Military history is crowded with examples of vast programs driven forward by institutional momentum long after their underlying assumptions had eroded. AUKUS now risks drifting into that category.

Australia is committing tens of billions of dollars to foreign shipyards whose own governments are struggling to meet domestic requirements, whose industrial bases are fragmented and whose political leadership is subject to abrupt reversal. It is doing so without enforceable guarantees of delivery and with limited public disclosure of review processes conducted overseas.

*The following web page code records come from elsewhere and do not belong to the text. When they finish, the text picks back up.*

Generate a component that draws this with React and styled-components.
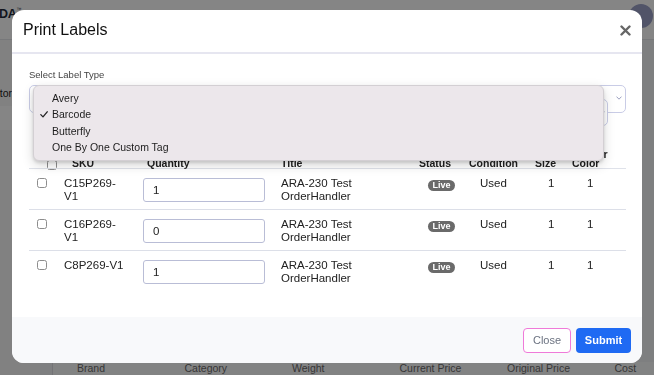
import React, { useState } from "react";
import styled, { createGlobalStyle } from "styled-components";

const GlobalStyle = createGlobalStyle`
  html, body {
    margin: 0;
    width: 100%;
    height: 100%;
    overflow: hidden;
    font-family: "Liberation Sans", Arial, sans-serif;
  }
  #root {
    height: 100%;
  }
`;

const labelTypes = ["Avery", "Barcode", "Butterfly", "One By One Custom Tag"];

const columns = [
  { key: "check", width: 29, headPad: 18, cellPad: 8 },
  { key: "sku", label: "SKU", width: 79, headPad: 14, cellPad: 6 },
  { key: "qty", label: "Quantity", width: 138, headPad: 10, cellPad: 6 },
  { key: "title", label: "Title", width: 136, headPad: 6, cellPad: 6 },
  { key: "status", label: "Status", width: 51, headPad: 8, cellPad: 17 },
  { key: "condition", label: "Condition", width: 65, headPad: 7, cellPad: 18 },
  { key: "size", label: "Size", width: 38, headPad: 8, cellPad: 21 },
  { key: "color", label: "Vendor Color", width: 61, headPad: 7, cellPad: 22 },
];

const initialRows = [
  { sku: "C15P269-V1", qty: "1" },
  { sku: "C16P269-V1", qty: "0" },
  { sku: "C8P269-V1", qty: "1" },
];

const backColumns = ["Brand", "Category", "Weight", "Current Price", "Original Price", "Cost"];

const Chevron = () => (
  <svg width="6" height="4" viewBox="0 0 6 4">
    <polyline points="0.5,0.6 3,3.2 5.5,0.6" fill="none" stroke="#9094b8" strokeWidth="0.9" />
  </svg>
);

const CheckMark = () => (
  <svg width="8" height="7" viewBox="0 0 8 7">
    <polyline points="0.8,3.6 3,5.9 7.2,0.8" fill="none" stroke="#222" strokeWidth="1.3" strokeLinecap="round" strokeLinejoin="round" />
  </svg>
);

const CloseIcon = () => (
  <svg width="11" height="11" viewBox="0 0 11 11">
    <path d="M1.5 1.5 L9.5 9.5 M9.5 1.5 L1.5 9.5" stroke="#666" strokeWidth="2.4" strokeLinecap="round" />
  </svg>
);

export default function App() {
  const [rows, setRows] = useState(initialRows);

  const setQty = (index, value) => {
    setRows(rows.map((row, i) => (i === index ? { ...row, qty: value } : row)));
  };

  return (
    <>
      <GlobalStyle />
      <Page>
        <TopBar>
          <Logo>
            DA<sup>™</sup>
          </Logo>
          <UserArea>
            <Avatar />
            <UserText>
              <span>Jo</span>
              <span>jo</span>
            </UserText>
          </UserArea>
        </TopBar>
        <Workspace>
          <Sidebar>
            <NavItem>Monitor</NavItem>
            <NavItem $active>Inventory</NavItem>
          </Sidebar>
          <Main>
            <ColumnBar>
              <ColumnLabel />
              {backColumns.map((name) => (
                <ColumnLabel key={name}>{name}</ColumnLabel>
              ))}
            </ColumnBar>
          </Main>
        </Workspace>
      </Page>

      <Overlay>
        <Modal>
          <ModalHeader>
            <ModalTitle>Print Labels</ModalTitle>
            <IconButton aria-label="Close">
              <CloseIcon />
            </IconButton>
          </ModalHeader>

          <ModalBody>
            <FieldLabel>Select Label Type</FieldLabel>
            <SelectWrap>
              <SelectBox>
                <Chevron />
              </SelectBox>
              <SecondSelect>
                <Chevron />
              </SecondSelect>
              <OptionMenu>
                {labelTypes.map((type) => (
                  <Option key={type}>
                    {type === "Barcode" && (
                      <Tick>
                        <CheckMark />
                      </Tick>
                    )}
                    {type}
                  </Option>
                ))}
              </OptionMenu>
            </SelectWrap>

            <Table>
              <colgroup>
                {columns.map((col) => (
                  <col key={col.key} style={{ width: col.width }} />
                ))}
              </colgroup>
              <thead>
                <tr>
                  {columns.map((col) => (
                    <HeadCell key={col.key} $pad={col.headPad}>
                      {col.key === "check" ? <Checkbox type="checkbox" $head /> : col.label}
                    </HeadCell>
                  ))}
                </tr>
              </thead>
              <tbody>
                {rows.map((row, i) => (
                  <Row key={row.sku}>
                    <Cell $pad={8} $top={9}>
                      <Checkbox type="checkbox" />
                    </Cell>
                    <SkuCell $pad={6}>{row.sku}</SkuCell>
                    <Cell $pad={6} $top={9}>
                      <QtyInput value={row.qty} onChange={(e) => setQty(i, e.target.value)} />
                    </Cell>
                    <Cell $pad={6}>ARA-230 Test OrderHandler</Cell>
                    <Cell $pad={17} $top={9}>
                      <Badge>Live</Badge>
                    </Cell>
                    <Cell $pad={18}>Used</Cell>
                    <Cell $pad={21}>1</Cell>
                    <Cell $pad={22}>1</Cell>
                  </Row>
                ))}
              </tbody>
            </Table>
          </ModalBody>

          <ModalFooter>
            <CloseButton>Close</CloseButton>
            <SubmitButton>Submit</SubmitButton>
          </ModalFooter>
        </Modal>
      </Overlay>
    </>
  );
}

/* page behind the dialog */

const Page = styled.div`
  height: 100vh;
  display: flex;
  flex-direction: column;
  background: #f2f3f5;
`;

const TopBar = styled.header`
  height: 40px;
  flex-shrink: 0;
  display: flex;
  justify-content: space-between;
  align-items: flex-start;
  background: #fff;
  border-bottom: 1px solid #e4e6ea;
  box-sizing: border-box;
`;

const Logo = styled.div`
  margin-left: -1px;
  padding-top: 6px;
  font-size: 12.5px;
  font-weight: 700;
  color: #1f2a3a;
  letter-spacing: -0.3px;

  sup {
    font-size: 5px;
    font-weight: 400;
    vertical-align: 7px;
  }
`;

const UserArea = styled.div`
  display: flex;
  gap: 4px;
  padding-top: 4px;
  margin-right: -14px;
`;

const Avatar = styled.div`
  width: 24px;
  height: 24px;
  border-radius: 50%;
  background: #9ba2c8;
`;

const UserText = styled.div`
  display: flex;
  flex-direction: column;
  font-size: 10px;
  line-height: 11px;
  color: #333;
`;

const Workspace = styled.div`
  flex: 1;
  display: flex;
  min-height: 0;
`;

const Sidebar = styled.nav`
  width: 40px;
  flex-shrink: 0;
  background: #f7f7f8;
  padding-top: 45px;
  display: flex;
  flex-direction: column;
  gap: 5px;
`;

const NavItem = styled.div`
  width: ${(p) => (p.$active ? "40px" : "12px")};
  height: ${(p) => (p.$active ? "24px" : "16px")};
  display: flex;
  justify-content: flex-end;
  align-items: center;
  overflow: hidden;
  white-space: nowrap;
  font-size: 10.5px;
  background: ${(p) => (p.$active ? "#ffffff" : "transparent")};
  color: ${(p) => (p.$active ? "transparent" : "#222")};
`;

const Main = styled.main`
  flex: 1;
  display: flex;
  flex-direction: column;
  justify-content: flex-end;
  padding-left: 12px;
`;

const ColumnBar = styled.div`
  height: 13px;
  display: grid;
  grid-template-columns: 13px repeat(6, 107.5px);
  background: #fafbfc;
  border-left: 1px solid #dcdde2;
`;

const ColumnLabel = styled.div`
  padding-left: 11px;
  font-size: 10.5px;
  line-height: 13px;
  color: #6a6a6a;
  white-space: nowrap;
`;

/* dialog */

const Overlay = styled.div`
  position: fixed;
  inset: 0;
  background: rgba(0, 0, 0, 0.48);
  padding: 10px 12px;
  display: flex;
  align-items: flex-start;
`;

const Modal = styled.div`
  width: 630px;
  height: 353px;
  display: flex;
  flex-direction: column;
  background: #fff;
  border-radius: 12px;
  overflow: hidden;
`;

const ModalHeader = styled.div`
  height: 44px;
  flex-shrink: 0;
  box-sizing: border-box;
  display: flex;
  justify-content: space-between;
  align-items: center;
  padding: 0 11px 2px 11px;
  border-bottom: 2px solid #e6e6f0;
`;

const ModalTitle = styled.h2`
  margin: 0;
  font-size: 16px;
  font-weight: 400;
  color: #111;
`;

const IconButton = styled.button`
  padding: 0;
  border: none;
  background: none;
  display: flex;
  cursor: pointer;
`;

const ModalBody = styled.div`
  flex: 1;
  padding: 15px 16px 0 17px;
`;

const FieldLabel = styled.div`
  font-size: 9.5px;
  line-height: 12px;
  color: #444;
  margin-bottom: 4px;
`;

const SelectWrap = styled.div`
  position: relative;
  height: 28px;
`;

const SelectBox = styled.div`
  height: 28px;
  box-sizing: border-box;
  display: flex;
  justify-content: flex-end;
  align-items: center;
  padding: 0 3px 2px 0;
  border: 1px solid #c9cce6;
  border-radius: 5px;
  background: #fff;
`;

const SecondSelect = styled(SelectBox)`
  position: absolute;
  top: 14px;
  left: 4px;
  right: 18px;
  height: 27px;
  padding: 0 2px 0 0;
`;

const OptionMenu = styled.div`
  position: absolute;
  top: 0;
  left: 4px;
  right: 22px;
  padding: 4px 0 4px;
  background: #ece7eb;
  border: 1px solid #d3cfd3;
  border-radius: 6px;
  box-shadow: 0 2px 3px rgba(0, 0, 0, 0.12), 0 4px 12px rgba(0, 0, 0, 0.16);
`;

const Option = styled.div`
  position: relative;
  height: 16.4px;
  line-height: 16.4px;
  padding-left: 18px;
  font-size: 10.5px;
  color: #1d1d1d;
`;

const Tick = styled.span`
  position: absolute;
  left: 6px;
  top: 5px;
  display: flex;
`;

const Table = styled.table`
  width: 597px;
  margin-top: 37px;
  border-collapse: collapse;
  table-layout: fixed;
  font-size: 11.5px;
  color: #222;
`;

const HeadCell = styled.th`
  padding: 0 0 0 ${(p) => p.$pad}px;
  vertical-align: bottom;
  text-align: left;
  font-size: 10.5px;
  line-height: 9px;
  font-weight: 700;
  color: #222;
  border-bottom: 1px solid #dfe2ea;
`;

const Row = styled.tr`
  height: 41px;

  &:not(:last-child) td {
    border-bottom: 1px solid #dcdfe8;
  }
`;

const Cell = styled.td`
  padding: ${(p) => p.$top || 8}px 0 0 ${(p) => p.$pad}px;
  vertical-align: top;
  line-height: 13px;
`;

const SkuCell = styled(Cell)`
  padding-right: 11px;
`;

const Checkbox = styled.input`
  appearance: none;
  display: block;
  margin: 0 0 ${(p) => (p.$head ? "-2px" : "0")};
  width: 10px;
  height: 10px;
  border: 1px solid #8d8d8d;
  border-radius: 2.5px;
  background: #fff;
`;

const QtyInput = styled.input`
  width: 122px;
  height: 24px;
  box-sizing: border-box;
  padding: 0 9px;
  border: 1px solid #b9bdd6;
  border-radius: 3px;
  font-family: "Liberation Sans", Arial, sans-serif;
  font-size: 11.5px;
  color: #222;
  outline: none;
`;

const Badge = styled.span`
  display: inline-block;
  padding: 0 4.5px;
  border-radius: 6px;
  background: #6a6a6a;
  color: #fff;
  font-size: 9px;
  line-height: 11px;
  font-weight: 700;
`;

const ModalFooter = styled.div`
  height: 46px;
  flex-shrink: 0;
  display: flex;
  justify-content: flex-end;
  align-items: center;
  gap: 5px;
  padding-right: 11px;
  background: #f8f9fb;
`;

const CloseButton = styled.button`
  width: 48px;
  height: 25px;
  padding: 0;
  border: 1px solid #ef7ad9;
  border-radius: 4px;
  background: #fff;
  color: #6b7280;
  font-family: "Liberation Sans", Arial, sans-serif;
  font-size: 11px;
`;

const SubmitButton = styled.button`
  width: 55px;
  height: 25px;
  padding: 0;
  border: none;
  border-radius: 4px;
  background: #1f6af3;
  color: #fff;
  font-family: "Liberation Sans", Arial, sans-serif;
  font-size: 11px;
  font-weight: 700;
`;
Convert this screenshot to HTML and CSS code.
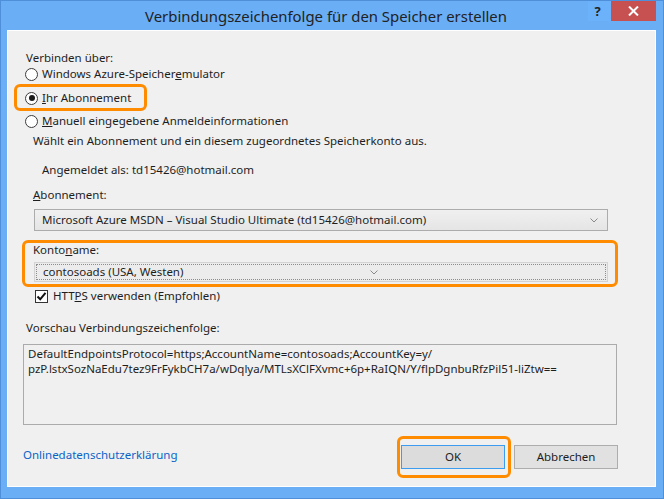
FILE: index.html
```html
<!DOCTYPE html>
<html lang="de">
<head>
<meta charset="utf-8">
<title>Verbindungszeichenfolge</title>
<link rel="stylesheet" href="styles.css">
</head>
<body>
<div class="window">
  <div class="titlebar">
    <span class="title">Verbindungszeichenfolge für den Speicher erstellen</span>
    <div class="caption-btns">
      <span class="help">?</span>
      <span class="close">
        <svg width="11" height="10" viewBox="0 0 11 10"><path d="M1 0.5 L10 9.5 M10 0.5 L1 9.5" stroke="#fff" stroke-width="2"/></svg>
      </span>
    </div>
  </div>
  <div class="content">
    <div class="label l-verbinden">Verbinden über:</div>
    <div class="radio-row r1"><span class="radio"></span><span>Windows Azure-Speicher<u>e</u>mulator</span></div>
    <div class="radio-row r2"><span class="radio checked"></span><span><u>I</u>hr Abonnement</span></div>
    <div class="radio-row r3"><span class="radio"></span><span><u>M</u>anuell eingegebene Anmeldeinformationen</span></div>
    <div class="label l-waehlt">Wählt ein Abonnement und ein diesem zugeordnetes Speicherkonto aus.</div>
    <div class="label l-angemeldet">Angemeldet als: td15426@hotmail.com</div>
    <div class="label l-abo"><u>A</u>bonnement:</div>
    <div class="select sel-abo">
      <span>Microsoft Azure MSDN – Visual Studio Ultimate (td15426@hotmail.com)</span>
      <svg class="chev" width="8" height="5" viewBox="0 0 8 5"><path d="M0.5 0.5 L4 4 L7.5 0.5" fill="none" stroke="#8a8a8a" stroke-width="1"/></svg>
    </div>
    <div class="label l-konto">Konto<u>n</u>ame:</div>
    <div class="select sel-konto">
      <div class="focus">
        <span class="konto-text">contosoads (USA, Westen)</span>
        <svg class="chev2" width="8" height="5" viewBox="0 0 8 5"><path d="M0.5 0.5 L4 4 L7.5 0.5" fill="none" stroke="#8a8a8a" stroke-width="1"/></svg>
      </div>
    </div>
    <div class="check-row">
      <span class="checkbox"><svg width="11" height="11" viewBox="0 0 11 11"><path d="M1.5 5.5 L4.2 8.3 L9.5 1.8" fill="none" stroke="#111" stroke-width="2"/></svg></span>
      <span>HTT<u>P</u>S verwenden (Empfohlen)</span>
    </div>
    <div class="label l-vorschau">Vorschau Verbindungszeichenfolge:</div>
    <div class="preview">DefaultEndpointsProtocol=https;AccountName=contosoads;AccountKey=y/
pzP.lstxSozNaEdu7tez9FrFykbCH7a/wDqlya/MTLsXClFXvmc+6p+RaIQN/Y/flpDgnbuRfzPil51-liZtw==</div>
    <div class="footer">
      <a class="link">Onlinedatenschutzerklärung</a>
      <div class="buttons">
        <span class="btn btn-ok">OK</span>
        <span class="btn">Abbrechen</span>
      </div>
    </div>
    <div class="hl hl-1"></div>
    <div class="hl hl-2"></div>
    <div class="hl hl-3"></div>
  </div>
</div>
</body>
</html>
```
FILE: styles.css
```css
html, body {
  margin: 0;
  padding: 0;
}
body {
  font-family: "Noto Sans", "Open Sans", sans-serif;
  font-size: 11.5px;
  color: #1e1e1e;
}
.window {
  width: 664px;
  height: 499px;
  box-sizing: border-box;
  border: 1px solid #4f8fd9;
  background: #6aaef6;
  display: flex;
  flex-direction: column;
}
.titlebar {
  height: 29px;
  position: relative;
  display: flex;
  align-items: center;
  justify-content: center;
  flex: none;
}
.title {
  font-size: 14.9px;
  color: #222;
  margin-left: -12px;
  margin-top: 1px;
}
.caption-btns {
  position: absolute;
  right: 7px;
  top: 0;
  display: flex;
  height: 20px;
}
.help {
  width: 23px;
  background: #6cb2fb;
  font-weight: bold;
  font-size: 13px;
  color: #222;
  display: flex;
  align-items: center;
  justify-content: center;
  padding-right: 4px;
  box-sizing: border-box;
}
.close {
  width: 45px;
  background: #c75050;
  display: flex;
  align-items: center;
  justify-content: center;
}
.content {
  position: relative;
  flex: 1;
  margin: 0 7px 11px 6px;
  border: 1px solid #ffffff;
  background: #f0f0f0;
  line-height: 16px;
}
.label {
  white-space: nowrap;
}
.l-verbinden {
  margin: 19px 0 0 18px;
}
.radio-row {
  display: flex;
  align-items: center;
  gap: 4px;
  margin-left: 17px;
  height: 16px;
}
.r1 { margin-top: 0; }
.r2 { margin-top: 8px; }
.r3 { margin-top: 7px; }
.radio {
  width: 11px;
  height: 11px;
  border: 1px solid #3c3c3c;
  border-radius: 50%;
  background: #fff;
  position: relative;
  flex: none;
}
.radio.checked::after {
  content: "";
  position: absolute;
  left: 2.5px;
  top: 2.5px;
  width: 6px;
  height: 6px;
  border-radius: 50%;
  background: #1a1a1a;
}
.l-waehlt {
  margin: 4px 0 0 25px;
}
.l-angemeldet {
  margin: 13px 0 0 34px;
}
.l-abo {
  margin: 9px 0 0 25px;
}
.select {
  margin: 6px 0 0 26px;
  height: 20px;
  border: 1px solid #acacac;
  background: #e9e9e9;
  display: flex;
  align-items: center;
  justify-content: space-between;
  padding: 0 9px 0 7px;
  box-sizing: content-box;
  width: 556px;
}
.sel-abo {
  background: linear-gradient(#f0f0f0, #e5e5e5);
}
.l-konto {
  margin: 11px 0 0 25px;
}
.sel-konto {
  margin-top: 4px;
  height: 18px;
  border-color: #d3d3d3;
  padding: 0;
  width: 572px;
  background: #ececec;
}
.focus {
  flex: 1;
  height: 14px;
  margin: 1px;
  border: 1px dotted #8c8c8c;
  display: flex;
  align-items: center;
  padding-left: 6px;
}
.konto-text {
  width: 327px;
}
.check-row {
  display: flex;
  align-items: center;
  gap: 5px;
  margin: 6px 0 0 27px;
  height: 16px;
}
.checkbox {
  width: 11px;
  height: 11px;
  border: 1px solid #333;
  background: #fff;
  display: flex;
  align-items: center;
  justify-content: center;
  flex: none;
}
.l-vorschau {
  margin: 16px 0 0 18px;
}
.preview {
  margin: 8px 0 0 15px;
  width: 583px;
  height: 78px;
  border: 1px solid #ababab;
  padding: 1px 5px 0 4px;
  white-space: pre;
  line-height: 15px;
  overflow: hidden;
  box-sizing: content-box;
}
.footer {
  display: flex;
  align-items: center;
  justify-content: space-between;
  margin: 20px 37px 0 15px;
}
.link {
  color: #0a64c8;
  cursor: pointer;
  margin-bottom: 4px;
}
.buttons {
  display: flex;
  gap: 9px;
}
.btn {
  width: 102px;
  height: 22px;
  border: 1px solid #adadad;
  background: #e1e1e1;
  display: flex;
  align-items: center;
  justify-content: center;
}
.btn-ok {
  border-color: #3c9cf0;
  background: #dcdcdc;
}
.hl {
  position: absolute;
  border: 3px solid #ff8c00;
  border-radius: 6px;
  box-sizing: border-box;
}
.hl-1 {
  left: 6px;
  top: 53px;
  width: 133px;
  height: 27px;
}
.hl-2 {
  left: 14px;
  top: 209px;
  width: 596px;
  height: 47px;
}
.hl-3 {
  left: 389px;
  top: 405px;
  width: 114px;
  height: 42px;
}
```
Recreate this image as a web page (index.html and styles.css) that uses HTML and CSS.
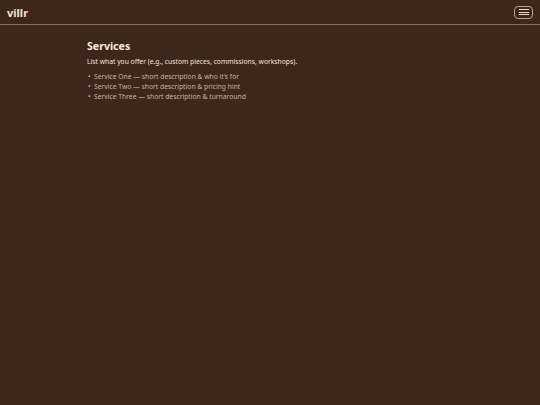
FILE: index.html
```html
<!DOCTYPE html>
<html>
<head>
<meta charset="utf-8">
<link rel="stylesheet" href="styles.css">
</head>
<body>
<header class="topbar">
  <div class="brand">villr</div>
  <button class="menu-btn" aria-label="Menu">
    <span></span><span></span><span></span>
  </button>
</header>
<main class="content">
  <h1 class="title">Services</h1>
  <p class="lead">List what you offer (e.g., custom pieces, commissions, workshops).</p>
  <ul class="list">
    <li>Service One — short description &amp; who it’s for</li>
    <li>Service Two — short description &amp; pricing hint</li>
    <li>Service Three — short description &amp; turnaround</li>
  </ul>
</main>
</body>
</html>
```
FILE: styles.css
```css
html, body {
  margin: 0;
  padding: 0;
  background: #3e261b;
  height: 100%;
}
body {
  font-family: "Noto Sans", "Open Sans", sans-serif;
  color: #efe3d3;
}
.topbar {
  height: 24px;
  display: flex;
  align-items: center;
  justify-content: space-between;
  padding: 0 7px;
  border-bottom: 1px solid #8a7263;
}
.brand {
  font-weight: 700;
  font-size: 11px;
  color: #efe3d3;
}
.menu-btn {
  width: 19px;
  height: 13px;
  border: 1px solid #b3a08f;
  border-radius: 4px;
  background: transparent;
  padding: 0;
  display: flex;
  flex-direction: column;
  justify-content: center;
  align-items: center;
  gap: 1.5px;
}
.menu-btn span {
  display: block;
  width: 10px;
  height: 1px;
  background: #e8dccd;
}
.content {
  max-width: 366px;
  margin: 0 auto;
  padding-top: 14px;
}
.title {
  margin: 0 0 4px 0;
  font-size: 10.6px;
  font-weight: 700;
  color: #f3e9dc;
}
.lead {
  margin: 0 0 6px 0;
  font-size: 6.75px;
  color: #f1e6d8;
}
.list {
  list-style: none;
  margin: 0;
  padding: 0;
  font-size: 6.75px;
  line-height: 10px;
  color: #c6b3a1;
}
.list li {
  display: flex;
}
.list li::before {
  content: "•";
  width: 6px;
  padding-left: 1px;
  color: #c6b3a1;
}
```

From the standpoint of defence economics, this is not merely a question of alliance management. It is a question of opportunity cost. Every dollar committed to overseas nuclear construction is a dollar unavailable for domestic industrial diversification, energy security, infrastructure resilience or climate adaptation, all of which bear directly on national security.

Starting from Here

If Australia were designing its defence posture from a blank page, few analysts would recommend beginning with binding financial commitments to two strained foreign shipbuilding systems while surrendering negotiating leverage in advance.

Yet this is where Australia now stands.

Strategic momentum has replaced strategic optionality. Political prestige has become entangled with program survival. And the sheer scale of sunk costs creates pressure to proceed regardless of warning signs emerging from Washington and London.

From the perspective of armaments economics, that is the most dangerous moment in any procurement cycle. It is the stage at which states persist not because the evidence has become stronger, but because the cost of admitting error has grown too high.

The gravitational force now keeping AUKUS on track may have less to do with strategic necessity than with the classic sunk-costs fallacy that has haunted defence procurement for generations.

It is difficult to escape the conclusion that this momentum owes less to sober strategic recalibration than to the gravitational pull of weapons industry interests that profit from escalation, continuity and ever-expanding procurement far more reliably than any doctrine grounded in common sense.